PERNA Fabrice, Mercader. L’assassin de Trotsky, tome 1, dessin Stéphane BERVAS, couleur Christian Lerolle, Glénat, 2024, 56 p. 14€95 ; PERNA Fabrice, Mercader. L’assassin de Trotsky, tome 2, dessin Stéphane BERVAS, couleur Christian LEROLLE, Glénat, 2025, 56 p. 14€95.
La
bande dessinée est un thriller autant qu’un roman d’espionnage traditionnel.
Les dessins de Stéphane Bervas guident le lectorat vers ce dernier genre, dès
les premières planches. Tout part d’un suicide apparent, puis des identités
multiples du mort. L’identité est la première piste thématique générale
poursuivie par le scénariste Fabrice Perna : Raymond, Jacques Mornard,
Franck Jackson ou encore Ramon Mercader. Mais on n’est pas à Mexico en 1940,
lieu et année de l’assassinat de Trotsky orchestré par le régime stalinien,
mais à Prague en 1978.
Quel
est donc cet homme suicidé, détenteur d’un manuscrit qui semble accréditer
qu’il serait le fameux Mercader, ex lieutenant de milices en 1937 en Espagne, où
il est recruté et formé comme agent des services secrets russes avec pour
mission de tuer Trotsky ? On le sait, Mercader avait été envoyé à Paris,
où il séduit Sylvia Ageloff. Celle-ci est une adhérente américaine de la
Quatrième Internationale (constituée par les trotskistes), qui côtoie le vieux
révolutionnaire.
Sont
présents aussi dans la bande dessinée, les habitués de la villa-forteresse de
Coyoacán dont le couple Rosmer, des communistes staliniens mexicains, la mère
de Mercader, la communiste catalane Cardidad, le compagnon de celle-ci, Leonid
Eitingon dirigeant du NKVD, les services secrets staliniens. Caridad entretient
une relation manipulatrice avec son fils, qui lui est passionnément attaché, ce
qui donne lieu à la part de fiction particulièrement aboutie de Perna à partir
d’une interprétation psychanalytique…
Très
documentée, l’œuvre de Perna et Bervas, colorée par Lerolle, rend compte de
l’attentat échoué du 24 mai 1940, en traitant la thèse de l’auto-attentat à
laquelle penche la police mexicaine. Leur œuvre présente enfin sobrement la
séance de travail supposée entre Mercader et Trotsky dans son bureau, le 20
août 1940, où Mercader assassine Trotsky d’un coup de piolet.
La
bande dessinée introduit aussi à la compréhension par Trotsky, de la
bureaucratie stalinienne comme « la clique totalitaire du Kremlin
qui s’appuie sur « les prétendants à la domination totalitaire »[1]. En mêlant récit
historique et intrigue policière, Perna rend vivant un épisode sanglant de la
contre-révolution stalinienne en URSS, particulièrement symbolique de par la
personnalité de la victime. Perna crée des personnages non historiques pour
personnages principaux. Le policier, Pavel, par exemple, qui veut découvrir les
ressorts complets de l’affaire, est lui-même suivi par le KGB et les services
secrets tchèques staliniens à l’époque. En mettant en avant des personnages
fictifs, Perna insuffle une intrigue qui sollicite lecteur et lectrice. Perna
joue aussi des pistes interprétatives où il se trouve en liberté de création.

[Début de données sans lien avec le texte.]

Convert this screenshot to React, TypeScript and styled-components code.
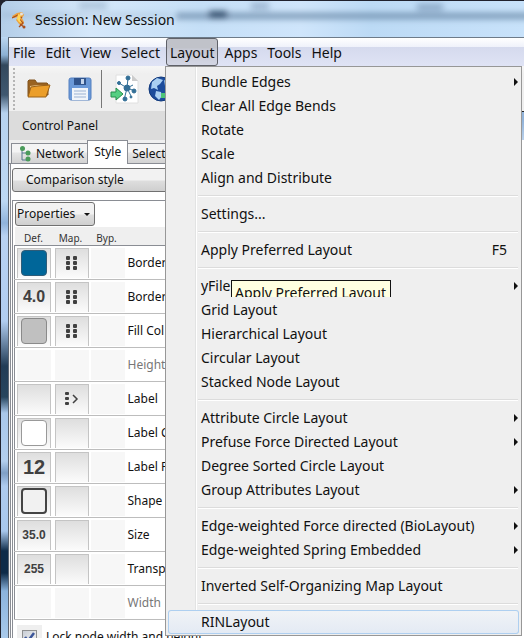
import React from "react";
import styled, { createGlobalStyle, css } from "styled-components";

const Global = createGlobalStyle`
  * { box-sizing: border-box; }
  html, body { margin: 0; padding: 0; overflow: hidden; background: #23242e; }
  body, button, input { font-family: "Noto Sans", "Open Sans", sans-serif; color: #111; }
  button { margin: 0; padding: 0; border: 0; background: none; white-space: nowrap; }
`;

const Frame = styled.div`
  height: 100vh;
  display: flex;
  flex-direction: column;
  overflow: hidden;
  padding-left: 7px;
  border-top: 1px solid #20222e;
  border-left: 1px solid #20222e;
  border-top-left-radius: 8px;
  background:
    linear-gradient(#c8e0f700 0 37px, #b9d4ee 37px, #8cb0d4 54px, #33485d 64px, #405870 94px, #b7d2ef 112px, #bdd8f3 200px, #90b3db 222px, #b9d2f2 235px, #b1cdf0 320px, #223c56 365px, #27455e 396px, #a9c7ea 412px, #b3cfee 460px, #7f9fc5 472px, #aecbee 485px, #a8c7ec 530px, #0f2b48 550px, #0f2b48 572px, #8bb3dc 590px, #a9caeb 638px) left / 7px 100% no-repeat,
    #bad7f3;
`;

const TitleBar = styled.header`
  position: relative;
  flex: 0 0 36px;
  display: flex;
  align-items: center;
  gap: 9px;
  margin-left: -7px;
  padding: 2px 0 0 11px;
  background: linear-gradient(90deg, #b4cee8 0, #d5e8fa 90px, #c5dff7 200px, #cfe5fb 300px, #bcdaf5 370px, #c8e2fa 100%);
`;

const TitleBlur = styled.svg`
  position: absolute;
  inset: 0;
  width: 100%;
  height: 100%;
`;

const Title = styled.h1`
  position: relative;
  margin: 0;
  font-size: 14px;
  line-height: 20px;
  font-weight: 400;
`;

const AppIcon = styled.svg`
  position: relative;
`;

const Client = styled.main`
  flex: 1;
  min-height: 0;
  display: flex;
  flex-direction: column;
  border-left: 1px solid #59626f;
  border-top: 1px solid #6d7b89;
  background: #efefef;
`;

const MenuBar = styled.nav`
  flex: 0 0 28px;
  display: flex;
  align-items: flex-start;
  gap: 2px;
  background: linear-gradient(#ffffff 0, #eff2fa 9px, #d5daed 9px, #dfe3f5 100%);
`;

const MenuSlot = styled.div`
  position: relative;
`;

const MenuTitle = styled.button<{ $open?: boolean }>`
  height: 28px;
  padding: 2px 3px 0;
  font-size: 14px;
  line-height: 24px;
  border: 1px solid transparent;
  border-radius: 3px;
  ${(p) =>
    p.$open &&
    css`
      border-color: #5f6168;
      background: linear-gradient(#c0c2c9 0 9px, #c6c8d3 10px, #d3d6e4);
    `}
`;

const Popup = styled.div`
  position: absolute;
  z-index: 5;
  top: 28px;
  left: -1px;
  min-width: 357px;
  padding: 3px 2px 1px;
  border: 1px solid #979797;
  background: linear-gradient(90deg, transparent 29px, #e2e3e3 29px 30px, #fff 30px 31px, transparent 31px), #efefef;
`;

const Item = styled.div<{ $active?: boolean }>`
  position: relative;
  height: 24px;
  border-radius: 3px;
  ${(p) =>
    p.$active &&
    css`
      box-shadow: inset 0 0 0 1px #aecff0;
      background: linear-gradient(#f1f3f6, #e3eaf4);
    `}
`;

const ItemButton = styled.button`
  width: 100%;
  height: 24px;
  display: flex;
  align-items: center;
  justify-content: space-between;
  padding: 0 1px 0 33px;
  font-size: 14px;
  line-height: 24px;
  text-align: left;
`;

const Shortcut = styled.span`
  padding-right: 11px;
`;

const Separator = styled.hr`
  height: 12px;
  margin: 0 1px 0 30px;
  border: 0;
  background: linear-gradient(transparent 5px, #dcdcdc 5px 6px, #fff 6px 7px, transparent 7px);
`;

const Tip = styled.div`
  position: absolute;
  top: 6px;
  left: 63px;
  width: 160px;
  height: 17px;
  overflow: hidden;
  padding-left: 3px;
  border: 1px solid #111;
  border-bottom: 0;
  background: #ffffe1;
  font-size: 14px;
  line-height: 24px;
  white-space: nowrap;
`;

const ToolBar = styled.div`
  flex: 0 0 45px;
  display: flex;
  align-items: center;
  padding-left: 4px;
  background: linear-gradient(#f6f6f6, #efefef 8px);
`;

const Grip = styled.span`
  width: 2px;
  height: 42px;
  margin-right: 12px;
  background: repeating-linear-gradient(#b5b5b5 0 2px, transparent 2px 4px);
`;

const ToolButton = styled.button<{ $gap: number }>`
  display: flex;
  margin-right: ${(p) => p.$gap}px;
`;

const ToolRule = styled.span`
  width: 1px;
  height: 38px;
  margin-right: 8px;
  background: #777;
`;

const Body = styled.div`
  flex: 1;
  min-height: 0;
  display: grid;
  grid-template-columns: minmax(0, 1fr) 2px;
`;

const Panel = styled.section`
  min-width: 0;
  display: flex;
  flex-direction: column;
  background: #efefef;
`;

const PanelTitle = styled.h2`
  flex: 0 0 29px;
  margin: 0;
  padding-left: 13px;
  background: #dcdcdc;
  font-size: 12px;
  line-height: 29px;
  font-weight: 400;
`;

const Tabs = styled.div`
  flex: 0 0 24px;
  display: flex;
  align-items: flex-end;
  padding-left: 2px;
  background: linear-gradient(transparent 23px, #8a8d94 23px);
`;

const Tab = styled.button<{ $selected?: boolean }>`
  height: 21px;
  display: flex;
  align-items: center;
  gap: 5px;
  padding: 0 3px 0 8px;
  border: 1px solid #8a8d94;
  border-right: 0;
  background: linear-gradient(#f4f4f4 0 8px, #e5e5e5 9px, #d2d2d2);
  font-size: 12px;
  line-height: 18px;
  ${(p) =>
    p.$selected &&
    css`
      height: 24px;
      padding: 0 6px 2px 6px;
      border-right: 1px solid #8a8d94;
      border-bottom: 0;
      background: #fff;
    `}
  &:last-child { padding-left: 4px; border-left: 0; }
`;

const TabPage = styled.div`
  flex: 1;
  min-height: 0;
  display: flex;
  flex-direction: column;
  margin-left: 1px;
  padding: 4px 0 0 1px;
  border-left: 1px solid #8a8d94;
  background: #fff;
`;

const StylePicker = styled.button`
  flex: 0 0 24px;
  padding-left: 13px;
  border: 1px solid #707070;
  border-radius: 3px;
  background: linear-gradient(#f2f2f2 0 11px, #dedede 12px, #cfcfcf);
  font-size: 12px;
  line-height: 20px;
  text-align: left;
`;

const Properties = styled.div`
  flex: 1;
  min-height: 0;
  display: flex;
  flex-direction: column;
  margin-top: 8px;
  padding-left: 1px;
  border-top: 1px solid #8a8d94;
  border-left: 1px solid #8a8d94;
`;

const PropertiesBar = styled.div`
  flex: 0 0 26px;
  padding: 1px 0 0 1px;
`;

const PropertiesButton = styled.button`
  height: 24px;
  display: flex;
  align-items: center;
  gap: 9px;
  padding: 0 4px 0 1px;
  border: 1px solid #707070;
  border-radius: 3px;
  background: linear-gradient(#f2f2f2 0 11px, #dedede 12px, #cfcfcf);
  font-size: 12px;
  line-height: 20px;
`;

const Table = styled.table`
  width: 100%;
  table-layout: fixed;
  border-collapse: collapse;
  border-spacing: 0;
`;

const Head = styled.th`
  height: 18px;
  padding: 5px 0 0;
  background: #efefef;
  border-bottom: 1px solid #8a8d94;
  font-size: 10px;
  line-height: 12px;
  font-weight: 400;
  text-align: center;
  color: #333;
`;

const Row = styled.tr`
  height: 34px;
  border-bottom: 1px solid #bdbdbd;
  border-left: 1px solid #8a8d94;
`;

const Cell = styled.td`
  padding: 2px 0 1px 2px;
`;

const CellButton = styled.button<{ $flat?: boolean; $size?: number }>`
  width: 34px;
  height: 30px;
  display: flex;
  align-items: center;
  justify-content: center;
  border: 1px solid #c4c4c4;
  border-bottom: 0;
  background: linear-gradient(#dedede, #fbfbfb);
  font-family: "Liberation Sans", Arial, sans-serif;
  font-size: ${(p) => p.$size ?? 16}px;
  line-height: 20px;
  font-weight: 700;
  color: #404040;
  ${(p) =>
    p.$flat &&
    css`
      border: 0;
      background: #f7f7f7;
    `}
`;

const Label = styled.td<{ $dim?: boolean }>`
  padding: 2px 0 0 3px;
  font-size: 12px;
  line-height: 18px;
  white-space: nowrap;
  color: ${(p) => (p.$dim ? "#777" : "#111")};
`;

const Swatch = styled.span<{ $fill: string; $line: string; $thick?: boolean }>`
  width: 26px;
  height: 26px;
  border: ${(p) => (p.$thick ? 2 : 1)}px solid ${(p) => p.$line};
  border-radius: 4px;
  background: ${(p) => p.$fill};
`;

const LockRow = styled.label`
  flex: 0 0 34px;
  display: flex;
  align-items: flex-start;
  gap: 4px;
  padding: 5px 0 0 3px;
  font-size: 12px;
  line-height: 24px;
  white-space: nowrap;
`;

const LockBox = styled.span`
  display: grid;
  place-items: center;
  width: 25px;
  height: 25px;
  background: #efefef;
`;

const Check = styled.input`
  appearance: none;
  width: 15px;
  height: 15px;
  margin: 0;
  border: 1px solid #8e8f8f;
  background: linear-gradient(135deg, #c9ced5, #f6f6f6);
  grid-area: 1 / 1;
`;

const Tick = styled.svg`
  grid-area: 1 / 1;
  pointer-events: none;
`;

const Edge = styled.div`
  background: linear-gradient(#222 0 1px, #91b3da 1px 10px, #bad1eb 29px, #fff 29px);
`;

const Dots = () => (
  <svg width="12" height="14" viewBox="0 0 12 14" fill="#404040">
    {[0, 5, 10].map((y) => (
      <g key={y}>
        <rect x="0" y={y} width="4" height="4" rx="1" />
        <rect x="7" y={y} width="4" height="4" rx="1" />
      </g>
    ))}
  </svg>
);

const DotsArrow = () => (
  <svg width="14" height="14" viewBox="0 0 14 14" fill="#404040">
    {[0, 5, 10].map((y) => (
      <rect key={y} x="0" y={y} width="4" height="3" rx="1" />
    ))}
    <path d="M8 3l4 4-4 4" fill="none" stroke="#404040" strokeWidth="1.5" />
  </svg>
);

const Arrow = () => (
  <svg width="4" height="8" viewBox="0 0 4 8" aria-hidden="true">
    <path d="M0 0L4 4L0 8Z" fill="#111" />
  </svg>
);

type Entry = { text: string; arrow?: boolean; key?: string; active?: boolean; tip?: string };

const groups: Entry[][] = [
  [
    { text: "Bundle Edges", arrow: true },
    { text: "Clear All Edge Bends" },
    { text: "Rotate" },
    { text: "Scale" },
    { text: "Align and Distribute" },
  ],
  [{ text: "Settings..." }],
  [{ text: "Apply Preferred Layout", key: "F5" }],
  [
    { text: "yFile", arrow: true, tip: "Apply Preferred Layout" },
    { text: "Grid Layout" },
    { text: "Hierarchical Layout" },
    { text: "Circular Layout" },
    { text: "Stacked Node Layout" },
  ],
  [
    { text: "Attribute Circle Layout", arrow: true },
    { text: "Prefuse Force Directed Layout", arrow: true },
    { text: "Degree Sorted Circle Layout" },
    { text: "Group Attributes Layout", arrow: true },
  ],
  [
    { text: "Edge-weighted Force directed (BioLayout)", arrow: true },
    { text: "Edge-weighted Spring Embedded", arrow: true },
  ],
  [{ text: "Inverted Self-Organizing Map Layout" }],
  [{ text: "RINLayout", active: true }],
];

const LayoutMenu = () => (
  <Popup role="menu">
    {groups.map((group, g) => (
      <React.Fragment key={g}>
        {g > 0 && <Separator />}
        {group.map((e) => (
          <Item key={e.text} $active={e.active}>
            <ItemButton role="menuitem">
              <span>{e.text}</span>
              {e.key && <Shortcut>{e.key}</Shortcut>}
              {e.arrow && <Arrow />}
            </ItemButton>
            {e.tip && <Tip role="tooltip">{e.tip}</Tip>}
          </Item>
        ))}
      </React.Fragment>
    ))}
  </Popup>
);

type Prop = {
  label: string;
  def?: React.ReactNode;
  map?: React.ReactNode;
  size?: number;
  dim?: boolean;
};

const props: Prop[] = [
  { label: "Border", def: <Swatch $fill="#006699" $line="#2f5c78" />, map: <Dots /> },
  { label: "Border", def: "4.0", map: <Dots /> },
  { label: "Fill Col", def: <Swatch $fill="#c0c0c0" $line="#8a8a8a" />, map: <Dots /> },
  { label: "Height", dim: true },
  { label: "Label", map: <DotsArrow /> },
  { label: "Label C", def: <Swatch $fill="#fff" $line="#999" /> },
  { label: "Label F", def: "12", size: 20 },
  { label: "Shape", def: <Swatch $fill="#f1f1f1" $line="#444" $thick /> },
  { label: "Size", def: "35.0", size: 12 },
  { label: "Transp", def: "255", size: 12 },
  { label: "Width", dim: true },
];

export default function App() {
  return (
    <>
      <Global />
      <Frame>
        <TitleBar>
          <TitleBlur aria-hidden="true">
            <defs>
              <filter id="soft" x="-20%" y="-100%" width="140%" height="300%">
                <feGaussianBlur stdDeviation="3" />
              </filter>
            </defs>
            <g filter="url(#soft)" fill="#5f7e9e">
              <rect x="175" y="12" width="400" height="6" opacity=".75" />
              <rect x="78" y="1" width="28" height="7" opacity=".35" />
              <rect x="208" y="10" width="18" height="7" fill="#2d4a68" />
              <rect x="250" y="2" width="18" height="6" opacity=".5" />
              <rect x="416" y="3" width="26" height="6" opacity=".6" />
              <rect x="0" y="12" width="170" height="4" opacity=".25" />
            </g>
          </TitleBlur>
          <AppIcon width="14" height="17" viewBox="0 0 14 17">
            <path d="M5 1l5-1 2 3-2 3 2 4-1 3-4-1-3-4 2-3-4 1-2-2z" fill="#efa23c" />
            <path d="M0 6l6-3 4 3M7 7l4 4-4 4M8 12l4 3" fill="none" stroke="#a9501f" strokeWidth="1.3" />
            <path d="M6 2l3 1-1 5 2 3-3-1-2-3z" fill="#ffd85a" />
            <circle cx="9.5" cy="2" r="1.5" fill="#e7e2dd" />
            <circle cx="12" cy="15" r="1.5" fill="#a9501f" />
          </AppIcon>
          <Title>Session: New Session</Title>
        </TitleBar>
        <Client>
          <MenuBar>
            {["File", "Edit", "View", "Select", "Layout", "Apps", "Tools", "Help"].map((m) => (
              <MenuSlot key={m}>
                <MenuTitle $open={m === "Layout"}>{m}</MenuTitle>
                {m === "Layout" && <LayoutMenu />}
              </MenuSlot>
            ))}
          </MenuBar>
          <ToolBar>
            <Grip />
            <ToolButton $gap={17} aria-label="Open session">
              <svg width="24" height="20" viewBox="0 0 24 20">
                <path d="M1 17V2l1-1h6l2 3h10l1 1v11z" fill="#9a6320" stroke="#80531d" />
                <path d="M3 17V7l7-1 10 1v3z" fill="#e8c387" />
                <path d="M1 18L4 8l7-1 12-1-4 12z" fill="#eb9e2a" stroke="#9b6219" />
              </svg>
            </ToolButton>
            <ToolButton $gap={9} aria-label="Save session">
              <svg width="24" height="24" viewBox="0 0 24 24">
                <rect x="1" y="1" width="22" height="22" rx="2" fill="#6b99d8" stroke="#5580c0" />
                <rect x="6" y="1" width="12" height="7" fill="#31548c" />
                <rect x="13" y="2" width="3" height="5" fill="#c4d5ec" />
                <rect x="4" y="11" width="16" height="12" fill="#f0f4fa" />
                <path d="M6 14h12M6 17h12M6 20h12" stroke="#9bb2d3" />
              </svg>
            </ToolButton>
            <ToolRule />
            <ToolButton $gap={9} aria-label="Import network">
              <svg width="29" height="30" viewBox="0 0 29 30">
                <path d="M6 1h16l6 6v22H6z" fill="#fff" stroke="#e0e0e0" />
                <path d="M22 1v6h6z" fill="#ccc" />
                <g stroke="#336f97" strokeWidth="1" fill="#336f97">
                  <path d="M17 14L18 4M17 14L9 9M17 14L25 17M17 14L21 22M17 14L14 26M17 14L23 11" />
                  <circle cx="17" cy="14" r="3" />
                  <circle cx="18" cy="4" r="2" />
                  <circle cx="9" cy="9" r="1.5" />
                  <circle cx="24" cy="17" r="2" />
                  <circle cx="21" cy="23" r="1" />
                  <circle cx="15" cy="25" r="2" />
                </g>
                <path d="M1 18h5v-4l7 6-7 6v-3H1z" fill="#55cf82" stroke="#278f4c" />
              </svg>
            </ToolButton>
            <ToolButton $gap={8} aria-label="Import from web">
              <svg width="26" height="26" viewBox="0 0 26 26">
                <circle cx="13" cy="13" r="12" fill="#1c4c9c" stroke="#123a7c" />
                <path d="M4 6l5-4 6 2-3 4-3 2 1 4-4-2-3 1zM8 15l5 1 1 4-3 4-4-4zM16 4l5 3 1 5-5-2z" fill="#a9cff2" />
                <path d="M13 17h5v-3l7 6-7 5v-3h-5z" fill="#4cc578" />
              </svg>
            </ToolButton>
          </ToolBar>
          <Body>
            <Panel>
              <PanelTitle>Control Panel</PanelTitle>
              <Tabs>
                <Tab>
                  <svg width="11" height="16" viewBox="0 0 11 16">
                    <path d="M2 2v12h6M2 7h6" fill="none" stroke="#55758c" />
                    <circle cx="2.5" cy="2.5" r="2.5" fill="#4b9b5b" />
                    <circle cx="8" cy="7" r="2.5" fill="#4b9b5b" />
                    <circle cx="8" cy="13" r="2.5" fill="#4b9b5b" />
                  </svg>
                  Network
                </Tab>
                <Tab $selected>Style</Tab>
                <Tab>Select</Tab>
              </Tabs>
              <TabPage>
                <StylePicker>Comparison style</StylePicker>
                <Properties>
                  <PropertiesBar>
                    <PropertiesButton>
                      Properties
                      <svg width="6" height="3" viewBox="0 0 6 3">
                        <path d="M0 0h6L3 3z" fill="#111" />
                      </svg>
                    </PropertiesButton>
                  </PropertiesBar>
                  <Table>
                    <colgroup>
                      <col width="38" />
                      <col width="36" />
                      <col width="36" />
                      <col />
                    </colgroup>
                    <thead>
                      <tr>
                        <Head>Def.</Head>
                        <Head>Map.</Head>
                        <Head>Byp.</Head>
                        <Head />
                      </tr>
                    </thead>
                    <tbody>
                      {props.map((p, i) => (
                        <Row key={i}>
                          <Cell>
                            <CellButton $flat={p.dim} $size={p.size}>{p.def}</CellButton>
                          </Cell>
                          <Cell>
                            <CellButton $flat={p.dim}>{p.map}</CellButton>
                          </Cell>
                          <Cell>
                            <CellButton $flat />
                          </Cell>
                          <Label $dim={p.dim}>{p.label}</Label>
                        </Row>
                      ))}
                    </tbody>
                  </Table>
                  <LockRow>
                    <LockBox>
                      <Check type="checkbox" defaultChecked />
                      <Tick width="11" height="11" viewBox="0 0 11 11">
                        <path d="M1 5l3 4 6-8" fill="none" stroke="#3b5599" strokeWidth="2.5" />
                      </Tick>
                    </LockBox>
                    Lock node width and height
                  </LockRow>
                </Properties>
              </TabPage>
            </Panel>
            <Edge />
          </Body>
        </Client>
      </Frame>
    </>
  );
}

Ainsi, explore-t-il la relation de Mercader à sa mère, ébauchant une hypothèse
psycho-affective à la source explicative de son acte. Mais l’hypothèse reste
intelligemment à l’état d’hypothèse, le récit historique, alors relançant
l’histoire. C’est ce va et vient de la fiction pure à l’accréditation
historique des épisodes narrés et dessinés qui donne toute sa dynamique à
l’œuvre. Lecture agréable, il s’agit aussi d’une lecture instructive mais aussi
d’une lecture qui entretient une mémoire révolutionnaire contre le
totalitarisme dont parlait déjà Trotsky, et dont l’actualité ne se dément pas,
sous des oripeaux politiques très divers.
Philippe
Geneste
Nota Bene : En complément de la bande dessinée, recommandons Broué, Pierre, Trotsky, Paris, Fayard, 1988, 1105 p. ; Broué, Pierre, L’Assassinat de Trotsky, Paris, éditions Complexe, 1980, 192 p.
[1] Trotsky,
Léon, Œuvres, juin 1940- août 1940, tome 24, publiées sous la
direction de Pierre Broué, introduction et notes de Pierre Broué, Paris, 1987,
Publications de l’Institut Léon Trotsky401 p. – p 313.